A imagem transformou-se em um símbolo de resistência.
Imediatamente, vizinhos amigos que moram nas adjacências solidarizaram-se
e durante todo o dia serviram água e lanches para os rebeldes
com causa que naquele momento já eram em número de
quatro: além de Marminho, o pelotão contava com a
participação ativa de Jairo Cabral, Ana Beatriz e
Wilson Lobo.
Soldados da PM que compareceram ao local limitaram-se a registrar
a ocorrência e manifestar simpatia pela iniciativa. Por volta
das 17 hora, Gerson Araújo, diretor do DOP compareceu ao
local e dirigiu-se a Marminho. Diante de todos que assistiam a cena,
Araújo afirmou que Roberto Peixoto tinha muito apreço
pela família do professor Marmo e assegurou que recolocaria
os paralelepípedos depois que concluísse as obras
das galerias para águas pluviais. Às 18 horas, as
máquinas foram retiradas.
Violência gratuita
Na sexta-feira 12 as máquinas voltaram e com elas uma péssima
notícia: Rodrigues Alves, gerente de obras, afirmou que o
prefeito Roberto Peixoto havia ordenado que a rua Rebouças
de Carvalho fosse asfaltada. Imediatamente os protestos foram retomados.

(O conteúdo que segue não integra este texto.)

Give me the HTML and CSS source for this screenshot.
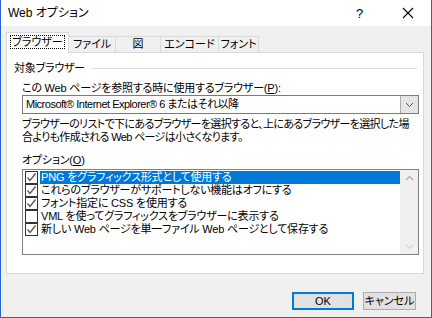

Nesse dia, porém, os soldados da PM retornaram com novas
orientações: prender os manifestantes e conduzi-los
à 1ª Delegacia, na avenida JK. Provavelmente, para atender
uma solicitação expressa por parte do Palácio
Bom Conselho onde o delegado Simões Berthoud, um dos raros
interlocutores do prefeito, ocupa o cargo de diretor de Segurança
Pública Municipal.
A tropa estava orientada a não mais dialogar com os manifestantes.
E para provar que executariam à risca as ordens recebidas,
não vacilaram em lançar mão de recursos anti-tumultos
como o spray de pimenta e algemas que foram empregadas para imobilizar
o bancário aposentado Wilson Fernandes Lobo Filho, o Lobinho,
53. Lobo, algemado, e Marminho, que não resistiu, foram conduzidos
como troféus de guerra para serem ouvidos em Termo Circunstanciado
(TC). Segundo o jornal Valeparaibano, o delegado do 1º Distrito
Policial, Getúlio Mendes, afirmou que os dois “irão
responder em liberdade por desobediência, desacato e resistência”.
Marminho e Lobinho tiveram de permanecer sentados por mais de 4
horas à espera de uma ordem para que o escrivão tomasse
seus depoimentos. Durante esse tempo, os dois afirmam que foram
muitas as manifestações de solidariedade que partiram
dos próprios soldados que os prenderam. Foram libertados
por volta das 14 horas. Os paralelepípedos foram retirados.
As obras continuam. Uma vitória de pirro de um prefeito despreparado
que não consegue conviver com a democracia e que teve de
pedir ajudar para o delegado Getúlio Mendes. Quem diria!

De forma pacífica,
o professor Antônio Marmo da Cunha Oliveira exerce seu direito
de protesto. Para ele, o asfalto na Rua Rebouças de Carvalho
pode causar transtorno a pedestres e motoristas.